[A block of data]
▬▬▬▬▬▬▬▬▬▬
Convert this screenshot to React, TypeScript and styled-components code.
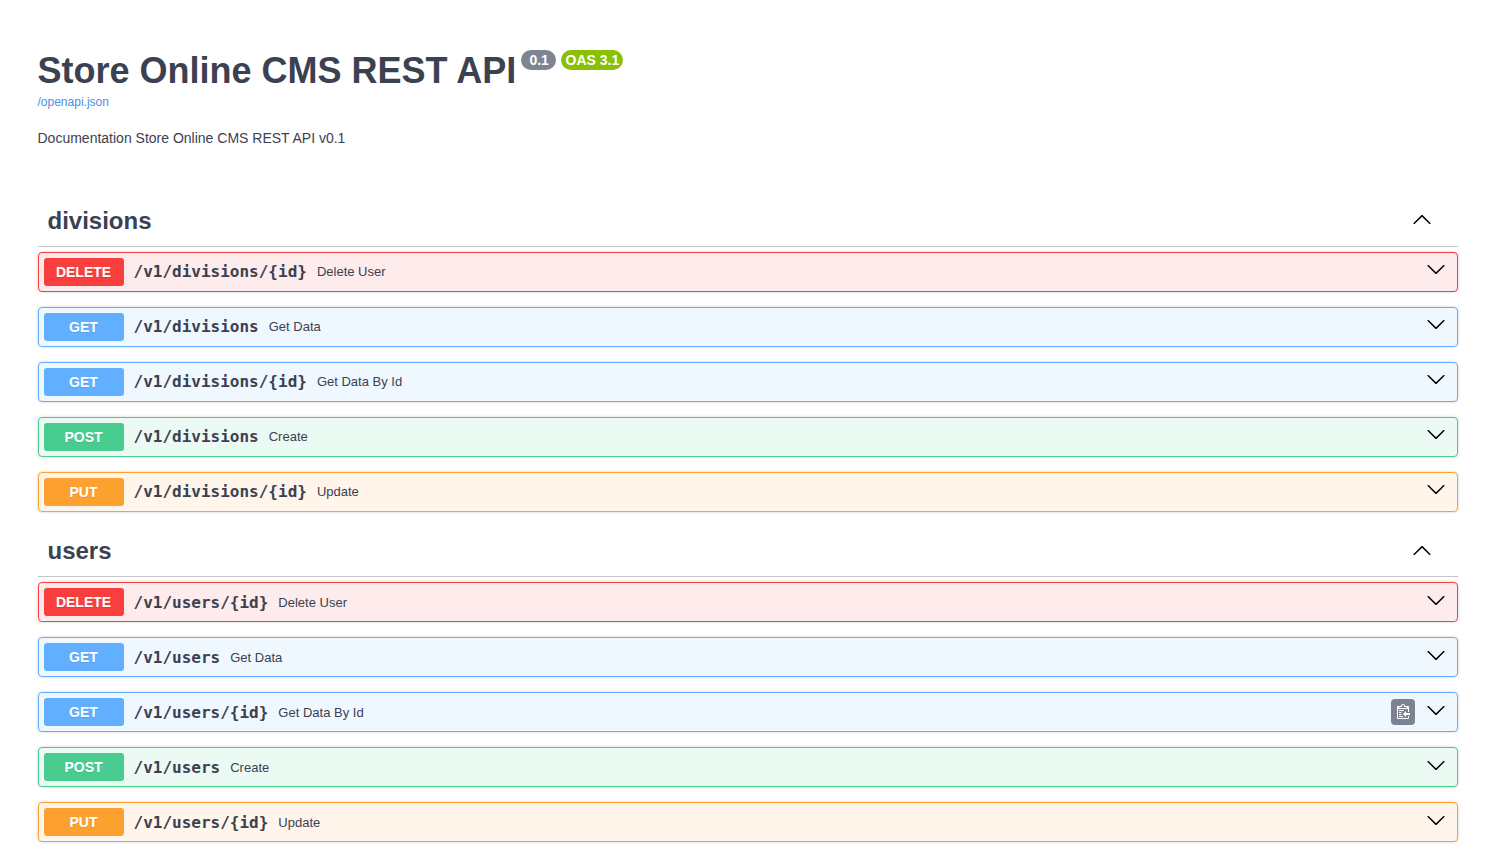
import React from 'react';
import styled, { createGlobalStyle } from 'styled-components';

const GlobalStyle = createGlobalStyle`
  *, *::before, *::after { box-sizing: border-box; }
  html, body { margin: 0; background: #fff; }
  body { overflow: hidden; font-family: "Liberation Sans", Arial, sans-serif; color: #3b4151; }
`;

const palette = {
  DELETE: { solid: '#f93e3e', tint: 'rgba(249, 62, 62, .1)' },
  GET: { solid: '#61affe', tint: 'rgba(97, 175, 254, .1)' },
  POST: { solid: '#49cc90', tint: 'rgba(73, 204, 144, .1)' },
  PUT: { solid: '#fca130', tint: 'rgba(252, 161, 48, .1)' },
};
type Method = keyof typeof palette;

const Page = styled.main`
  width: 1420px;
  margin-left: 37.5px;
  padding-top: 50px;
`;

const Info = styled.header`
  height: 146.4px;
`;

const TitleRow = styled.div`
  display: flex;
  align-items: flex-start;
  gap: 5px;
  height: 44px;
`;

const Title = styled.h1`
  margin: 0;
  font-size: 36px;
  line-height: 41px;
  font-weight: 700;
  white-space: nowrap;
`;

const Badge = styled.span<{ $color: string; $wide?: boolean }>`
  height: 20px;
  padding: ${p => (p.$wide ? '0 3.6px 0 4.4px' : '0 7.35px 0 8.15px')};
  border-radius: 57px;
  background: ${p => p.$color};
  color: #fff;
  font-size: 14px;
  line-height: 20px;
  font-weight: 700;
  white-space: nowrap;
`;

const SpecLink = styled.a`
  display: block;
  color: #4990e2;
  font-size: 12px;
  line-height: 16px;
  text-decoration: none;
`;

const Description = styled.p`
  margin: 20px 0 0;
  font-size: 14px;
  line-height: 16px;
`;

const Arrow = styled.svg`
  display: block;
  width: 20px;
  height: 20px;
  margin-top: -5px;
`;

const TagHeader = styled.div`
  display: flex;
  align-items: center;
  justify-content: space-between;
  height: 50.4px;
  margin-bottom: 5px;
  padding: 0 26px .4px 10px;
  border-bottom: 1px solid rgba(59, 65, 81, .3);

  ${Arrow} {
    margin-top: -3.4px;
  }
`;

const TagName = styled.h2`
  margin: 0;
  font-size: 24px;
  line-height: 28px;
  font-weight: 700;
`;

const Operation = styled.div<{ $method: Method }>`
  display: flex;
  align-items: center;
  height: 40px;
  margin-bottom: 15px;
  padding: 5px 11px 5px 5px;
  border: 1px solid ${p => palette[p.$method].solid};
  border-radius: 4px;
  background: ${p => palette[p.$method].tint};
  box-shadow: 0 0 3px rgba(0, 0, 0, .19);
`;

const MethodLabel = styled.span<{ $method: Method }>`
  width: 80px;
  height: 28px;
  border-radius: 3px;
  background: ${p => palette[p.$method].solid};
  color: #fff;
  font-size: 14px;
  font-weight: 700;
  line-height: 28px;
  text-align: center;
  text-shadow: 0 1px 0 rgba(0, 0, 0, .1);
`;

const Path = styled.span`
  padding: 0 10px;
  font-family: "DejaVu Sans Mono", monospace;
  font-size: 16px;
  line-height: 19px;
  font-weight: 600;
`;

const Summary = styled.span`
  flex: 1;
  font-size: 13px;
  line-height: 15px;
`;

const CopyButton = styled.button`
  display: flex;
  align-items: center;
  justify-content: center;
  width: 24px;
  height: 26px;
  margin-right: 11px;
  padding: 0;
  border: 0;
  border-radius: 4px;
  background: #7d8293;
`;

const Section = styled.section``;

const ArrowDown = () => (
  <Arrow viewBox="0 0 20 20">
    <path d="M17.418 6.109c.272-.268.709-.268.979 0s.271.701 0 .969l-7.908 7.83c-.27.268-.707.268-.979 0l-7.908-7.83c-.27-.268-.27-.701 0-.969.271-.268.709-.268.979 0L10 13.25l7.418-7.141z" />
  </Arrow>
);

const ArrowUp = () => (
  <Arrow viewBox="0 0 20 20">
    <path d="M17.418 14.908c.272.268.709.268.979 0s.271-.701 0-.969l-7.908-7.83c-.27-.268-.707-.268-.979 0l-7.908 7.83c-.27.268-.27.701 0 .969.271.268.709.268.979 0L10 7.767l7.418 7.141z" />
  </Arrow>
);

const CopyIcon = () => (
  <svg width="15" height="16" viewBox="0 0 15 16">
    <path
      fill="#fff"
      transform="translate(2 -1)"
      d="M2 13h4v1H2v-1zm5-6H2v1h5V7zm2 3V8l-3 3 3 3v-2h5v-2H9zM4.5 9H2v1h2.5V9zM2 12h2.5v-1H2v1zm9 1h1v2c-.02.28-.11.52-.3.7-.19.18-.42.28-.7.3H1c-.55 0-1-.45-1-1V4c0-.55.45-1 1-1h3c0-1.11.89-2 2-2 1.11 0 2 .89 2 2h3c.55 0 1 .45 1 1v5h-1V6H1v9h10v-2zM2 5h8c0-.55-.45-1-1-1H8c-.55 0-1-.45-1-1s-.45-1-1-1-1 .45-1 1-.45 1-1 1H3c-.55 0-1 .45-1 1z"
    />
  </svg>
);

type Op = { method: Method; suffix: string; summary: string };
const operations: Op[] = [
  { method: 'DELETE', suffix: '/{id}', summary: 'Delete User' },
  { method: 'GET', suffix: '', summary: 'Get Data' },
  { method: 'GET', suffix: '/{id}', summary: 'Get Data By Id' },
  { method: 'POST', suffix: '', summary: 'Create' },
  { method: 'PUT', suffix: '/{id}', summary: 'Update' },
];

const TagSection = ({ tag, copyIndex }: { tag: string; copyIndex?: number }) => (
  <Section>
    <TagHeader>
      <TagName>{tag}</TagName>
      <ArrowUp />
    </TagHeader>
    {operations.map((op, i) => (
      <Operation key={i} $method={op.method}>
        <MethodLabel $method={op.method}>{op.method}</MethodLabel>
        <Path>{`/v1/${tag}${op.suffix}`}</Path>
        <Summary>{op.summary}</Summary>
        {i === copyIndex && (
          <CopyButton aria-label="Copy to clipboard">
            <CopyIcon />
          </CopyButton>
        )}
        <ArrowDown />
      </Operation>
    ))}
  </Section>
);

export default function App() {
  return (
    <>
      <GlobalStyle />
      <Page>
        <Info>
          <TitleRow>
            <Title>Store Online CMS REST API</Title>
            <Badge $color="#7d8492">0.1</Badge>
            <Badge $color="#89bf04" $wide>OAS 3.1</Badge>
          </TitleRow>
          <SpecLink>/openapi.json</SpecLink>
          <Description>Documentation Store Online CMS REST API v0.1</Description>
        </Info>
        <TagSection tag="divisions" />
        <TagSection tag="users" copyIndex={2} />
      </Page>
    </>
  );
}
▬▬▬▬▬▬▬▬▬▬
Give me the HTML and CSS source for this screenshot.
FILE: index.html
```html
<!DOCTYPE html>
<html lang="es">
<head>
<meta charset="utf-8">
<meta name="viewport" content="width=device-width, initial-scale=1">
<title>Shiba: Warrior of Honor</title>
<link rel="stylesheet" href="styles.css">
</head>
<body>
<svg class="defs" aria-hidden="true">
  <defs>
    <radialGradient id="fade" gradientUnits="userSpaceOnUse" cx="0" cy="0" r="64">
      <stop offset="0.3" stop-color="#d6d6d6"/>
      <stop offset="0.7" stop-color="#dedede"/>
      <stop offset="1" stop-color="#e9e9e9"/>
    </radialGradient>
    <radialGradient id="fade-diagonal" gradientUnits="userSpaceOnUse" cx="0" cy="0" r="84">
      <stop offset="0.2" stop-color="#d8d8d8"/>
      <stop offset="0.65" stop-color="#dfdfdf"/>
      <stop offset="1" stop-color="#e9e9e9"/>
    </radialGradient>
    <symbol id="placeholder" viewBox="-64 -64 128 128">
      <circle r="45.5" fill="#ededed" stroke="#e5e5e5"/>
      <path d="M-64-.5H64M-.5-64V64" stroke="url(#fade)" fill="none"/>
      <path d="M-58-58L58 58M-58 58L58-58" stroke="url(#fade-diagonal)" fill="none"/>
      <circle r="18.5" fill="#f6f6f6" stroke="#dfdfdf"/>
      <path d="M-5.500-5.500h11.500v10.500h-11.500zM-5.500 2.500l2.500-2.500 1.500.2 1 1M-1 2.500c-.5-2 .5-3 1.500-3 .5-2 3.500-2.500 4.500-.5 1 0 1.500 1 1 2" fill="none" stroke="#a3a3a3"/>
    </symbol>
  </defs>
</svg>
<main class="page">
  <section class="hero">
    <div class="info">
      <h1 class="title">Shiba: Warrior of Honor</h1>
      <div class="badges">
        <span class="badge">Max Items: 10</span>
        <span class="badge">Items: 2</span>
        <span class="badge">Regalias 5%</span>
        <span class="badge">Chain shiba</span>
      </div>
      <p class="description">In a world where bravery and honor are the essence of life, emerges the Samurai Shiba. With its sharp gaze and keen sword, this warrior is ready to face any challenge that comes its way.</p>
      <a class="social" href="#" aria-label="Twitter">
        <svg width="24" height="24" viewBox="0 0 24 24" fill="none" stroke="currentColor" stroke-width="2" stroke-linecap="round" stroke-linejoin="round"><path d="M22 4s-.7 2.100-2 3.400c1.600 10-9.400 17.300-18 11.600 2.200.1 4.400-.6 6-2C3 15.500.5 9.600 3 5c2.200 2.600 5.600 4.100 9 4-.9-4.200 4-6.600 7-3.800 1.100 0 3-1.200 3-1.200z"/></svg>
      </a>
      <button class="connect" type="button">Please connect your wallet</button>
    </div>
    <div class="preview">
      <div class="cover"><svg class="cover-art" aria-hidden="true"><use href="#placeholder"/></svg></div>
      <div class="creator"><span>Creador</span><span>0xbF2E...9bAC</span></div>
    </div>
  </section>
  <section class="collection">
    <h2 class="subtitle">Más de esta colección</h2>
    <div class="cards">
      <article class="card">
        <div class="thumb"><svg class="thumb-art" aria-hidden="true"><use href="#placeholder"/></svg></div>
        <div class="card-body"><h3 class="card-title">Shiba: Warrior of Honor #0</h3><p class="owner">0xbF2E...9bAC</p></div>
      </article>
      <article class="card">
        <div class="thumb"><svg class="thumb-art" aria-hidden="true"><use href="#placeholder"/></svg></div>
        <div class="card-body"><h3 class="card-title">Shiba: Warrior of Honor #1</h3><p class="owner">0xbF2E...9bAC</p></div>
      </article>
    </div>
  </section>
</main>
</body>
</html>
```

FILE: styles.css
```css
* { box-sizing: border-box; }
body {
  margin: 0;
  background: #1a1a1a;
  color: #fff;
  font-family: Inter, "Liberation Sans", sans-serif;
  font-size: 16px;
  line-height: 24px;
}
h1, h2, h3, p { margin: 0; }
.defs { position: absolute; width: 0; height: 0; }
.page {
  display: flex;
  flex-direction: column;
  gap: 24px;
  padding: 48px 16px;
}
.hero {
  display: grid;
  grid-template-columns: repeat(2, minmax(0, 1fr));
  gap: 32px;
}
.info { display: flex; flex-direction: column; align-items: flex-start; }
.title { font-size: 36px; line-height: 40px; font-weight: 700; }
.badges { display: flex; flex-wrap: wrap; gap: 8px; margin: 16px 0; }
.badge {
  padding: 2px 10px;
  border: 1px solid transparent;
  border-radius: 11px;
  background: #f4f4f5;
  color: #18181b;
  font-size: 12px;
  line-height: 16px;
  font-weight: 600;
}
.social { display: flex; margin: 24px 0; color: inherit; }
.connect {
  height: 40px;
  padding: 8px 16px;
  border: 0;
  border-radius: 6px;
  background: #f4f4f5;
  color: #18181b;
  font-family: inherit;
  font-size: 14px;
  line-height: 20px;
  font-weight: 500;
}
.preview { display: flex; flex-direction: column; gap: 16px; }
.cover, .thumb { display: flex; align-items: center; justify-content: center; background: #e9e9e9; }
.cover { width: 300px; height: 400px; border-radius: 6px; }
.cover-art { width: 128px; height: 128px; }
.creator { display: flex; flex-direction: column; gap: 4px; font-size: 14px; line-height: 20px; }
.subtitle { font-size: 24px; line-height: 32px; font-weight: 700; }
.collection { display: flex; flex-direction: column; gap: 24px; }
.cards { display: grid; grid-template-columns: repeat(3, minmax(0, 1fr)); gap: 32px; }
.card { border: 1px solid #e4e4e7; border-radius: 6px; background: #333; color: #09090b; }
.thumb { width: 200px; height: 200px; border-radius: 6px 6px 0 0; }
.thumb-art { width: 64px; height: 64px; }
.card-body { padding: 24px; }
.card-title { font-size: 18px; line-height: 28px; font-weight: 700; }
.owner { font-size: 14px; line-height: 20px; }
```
▬▬▬▬▬▬▬▬▬▬
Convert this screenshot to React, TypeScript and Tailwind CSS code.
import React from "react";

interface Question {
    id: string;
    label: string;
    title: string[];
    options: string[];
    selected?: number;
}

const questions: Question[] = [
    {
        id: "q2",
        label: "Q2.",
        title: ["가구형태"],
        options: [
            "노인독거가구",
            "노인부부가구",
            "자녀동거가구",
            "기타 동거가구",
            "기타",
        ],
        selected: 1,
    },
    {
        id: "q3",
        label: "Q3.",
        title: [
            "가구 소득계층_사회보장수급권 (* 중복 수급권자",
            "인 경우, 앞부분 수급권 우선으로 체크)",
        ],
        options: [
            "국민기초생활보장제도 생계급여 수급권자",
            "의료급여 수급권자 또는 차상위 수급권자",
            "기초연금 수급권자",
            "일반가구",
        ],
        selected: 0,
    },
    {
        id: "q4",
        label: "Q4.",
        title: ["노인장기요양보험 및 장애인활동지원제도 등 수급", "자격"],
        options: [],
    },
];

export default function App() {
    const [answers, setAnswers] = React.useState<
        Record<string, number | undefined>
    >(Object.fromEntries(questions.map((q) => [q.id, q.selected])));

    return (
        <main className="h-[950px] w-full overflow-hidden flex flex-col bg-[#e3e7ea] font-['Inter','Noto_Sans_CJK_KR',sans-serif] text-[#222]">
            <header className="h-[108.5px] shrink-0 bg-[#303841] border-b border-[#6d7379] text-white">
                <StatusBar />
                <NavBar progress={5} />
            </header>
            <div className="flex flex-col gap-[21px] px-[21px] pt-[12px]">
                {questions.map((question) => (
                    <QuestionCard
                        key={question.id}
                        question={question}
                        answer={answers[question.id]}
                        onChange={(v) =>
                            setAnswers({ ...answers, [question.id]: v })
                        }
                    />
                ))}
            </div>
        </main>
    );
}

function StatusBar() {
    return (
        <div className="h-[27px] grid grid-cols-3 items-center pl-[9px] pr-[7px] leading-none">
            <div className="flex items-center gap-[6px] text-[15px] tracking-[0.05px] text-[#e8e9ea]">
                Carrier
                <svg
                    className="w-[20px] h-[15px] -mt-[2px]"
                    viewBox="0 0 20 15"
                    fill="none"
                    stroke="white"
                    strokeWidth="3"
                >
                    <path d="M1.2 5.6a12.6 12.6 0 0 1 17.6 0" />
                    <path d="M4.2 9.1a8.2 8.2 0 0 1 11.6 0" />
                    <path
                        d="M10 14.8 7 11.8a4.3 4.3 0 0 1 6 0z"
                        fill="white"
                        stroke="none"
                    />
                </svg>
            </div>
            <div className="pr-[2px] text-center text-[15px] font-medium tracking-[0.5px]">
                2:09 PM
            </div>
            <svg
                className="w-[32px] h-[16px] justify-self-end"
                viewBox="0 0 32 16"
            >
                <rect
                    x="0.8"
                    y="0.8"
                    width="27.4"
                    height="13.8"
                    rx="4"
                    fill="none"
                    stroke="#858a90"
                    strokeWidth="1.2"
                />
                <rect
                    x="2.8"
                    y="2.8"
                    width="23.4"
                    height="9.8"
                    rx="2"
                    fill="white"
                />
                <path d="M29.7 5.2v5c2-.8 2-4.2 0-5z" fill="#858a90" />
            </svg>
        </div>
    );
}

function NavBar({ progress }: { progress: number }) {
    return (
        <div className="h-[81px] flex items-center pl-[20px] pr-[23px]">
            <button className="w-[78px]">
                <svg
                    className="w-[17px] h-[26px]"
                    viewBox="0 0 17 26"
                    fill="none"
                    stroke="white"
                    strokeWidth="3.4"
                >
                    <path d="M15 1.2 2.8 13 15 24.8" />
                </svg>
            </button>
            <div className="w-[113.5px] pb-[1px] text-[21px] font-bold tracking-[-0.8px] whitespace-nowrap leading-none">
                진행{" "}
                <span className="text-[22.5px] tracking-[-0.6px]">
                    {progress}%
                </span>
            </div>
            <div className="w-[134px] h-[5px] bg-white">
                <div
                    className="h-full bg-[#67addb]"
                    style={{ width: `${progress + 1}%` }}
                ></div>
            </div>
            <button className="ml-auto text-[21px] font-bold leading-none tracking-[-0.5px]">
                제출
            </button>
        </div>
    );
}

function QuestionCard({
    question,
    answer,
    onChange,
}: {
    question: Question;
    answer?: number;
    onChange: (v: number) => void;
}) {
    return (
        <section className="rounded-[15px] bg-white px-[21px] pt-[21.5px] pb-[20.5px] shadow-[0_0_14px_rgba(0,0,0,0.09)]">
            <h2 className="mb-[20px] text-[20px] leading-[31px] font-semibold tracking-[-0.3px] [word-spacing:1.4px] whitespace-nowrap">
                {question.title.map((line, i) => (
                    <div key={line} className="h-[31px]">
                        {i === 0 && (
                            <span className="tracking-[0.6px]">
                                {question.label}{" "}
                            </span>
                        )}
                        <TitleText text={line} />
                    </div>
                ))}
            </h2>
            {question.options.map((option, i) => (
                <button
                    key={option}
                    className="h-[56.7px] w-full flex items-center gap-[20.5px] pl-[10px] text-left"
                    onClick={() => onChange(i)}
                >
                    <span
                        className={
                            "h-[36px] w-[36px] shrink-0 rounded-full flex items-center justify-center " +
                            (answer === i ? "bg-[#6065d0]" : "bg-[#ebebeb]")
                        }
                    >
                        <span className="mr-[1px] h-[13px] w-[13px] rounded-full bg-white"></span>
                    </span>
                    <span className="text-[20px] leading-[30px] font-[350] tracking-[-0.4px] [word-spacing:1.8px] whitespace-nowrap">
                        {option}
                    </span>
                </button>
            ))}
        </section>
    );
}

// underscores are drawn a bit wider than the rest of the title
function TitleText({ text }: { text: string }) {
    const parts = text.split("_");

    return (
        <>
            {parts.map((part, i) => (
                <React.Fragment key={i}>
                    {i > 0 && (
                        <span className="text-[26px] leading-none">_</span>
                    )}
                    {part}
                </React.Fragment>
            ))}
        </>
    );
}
▬▬▬▬▬▬▬▬▬▬
Show every line from the listing above in which the string "Convert" appears.

Convert this screenshot to React, TypeScript and styled-components code.
Convert this screenshot to React, TypeScript and Tailwind CSS code.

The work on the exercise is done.